Disinvestment of Public Sector Undertakings (PSUs) is a crucial aspect of economic reforms. Critics contend that during disinvestment, the assets of PSUs might have been undervalued, resulting in losses for the government. Moreover, proceeds from disinvestment are sometimes used to offset budgetary deficits rather than reinvested in the development of PSUs and social infrastructure.

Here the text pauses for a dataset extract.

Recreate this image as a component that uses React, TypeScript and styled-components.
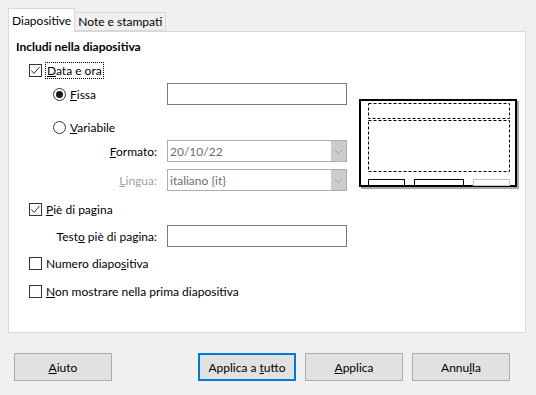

Impact on Indian Economy during Reforms:

The performance of the Indian economy during the one and a half decades of the reform process has been evaluated through GDP growth. From 1980-91 to 1992-2001, the GDP growth increased from 5.6% to 6.4%, signifying overall growth during the reform period. However, the agricultural and industrial sectors experienced declining growth, while the service sector saw an increase, becoming the primary driver of growth. The Tenth Plan projected an ambitious 8% GDP growth rate, raising concerns about the sustainability of such high growth rates. The economy's opening to globalisation led to a rapid increase in foreign direct investment and foreign exchange reserves, positioning India as the sixth-largest foreign exchange reserve holder globally. While India excelled as an exporter in auto parts, engineering goods, IT software, and textiles, it faces challenges in addressing employment, agriculture, industry, infrastructure development, and fiscal management issues.


Reforms in Agriculture:

The agricultural sector confronted significant challenges amid economic reforms. Declining public investment in agricultural infrastructure, including irrigation, power supply, roads, market linkages, research, and extension services, hindered overall productivity and efficiency. Reductions in fertiliser subsidies raised production costs, disproportionately affecting small and marginal farmers. Additionally, policy changes under WTO agreements exposed Indian farmers to increased international competition. The focus on export-oriented policies shifted production from food grains for the domestic market to cash crops, intensifying pressure on food grain prices and food security.


Reforms in Industry:

The industrial sector faced hurdles as cheaper imports from developing countries flooded the Indian market, reducing demand for domestic industrial products. Inadequate investment in infrastructure, such as power supply and transportation facilities, hindered domestic industrial growth, impacting production capacity and costs. Globalisation compelled developing countries to open their economies to foreign goods and capital, making industries vulnerable to external competition. Developing nations faced barriers to access developed countries' markets, exacerbating the trade imbalance.



Globalisation, driven by liberalisation and privatisation, presents both opportunities and challenges for India. While it provides access to global markets and technology, it can exacerbate economic disparities and create social imbalances. Striking a balance is crucial, addressing sector-specific concerns while leveraging globalisation's benefits to foster inclusive growth and development in India.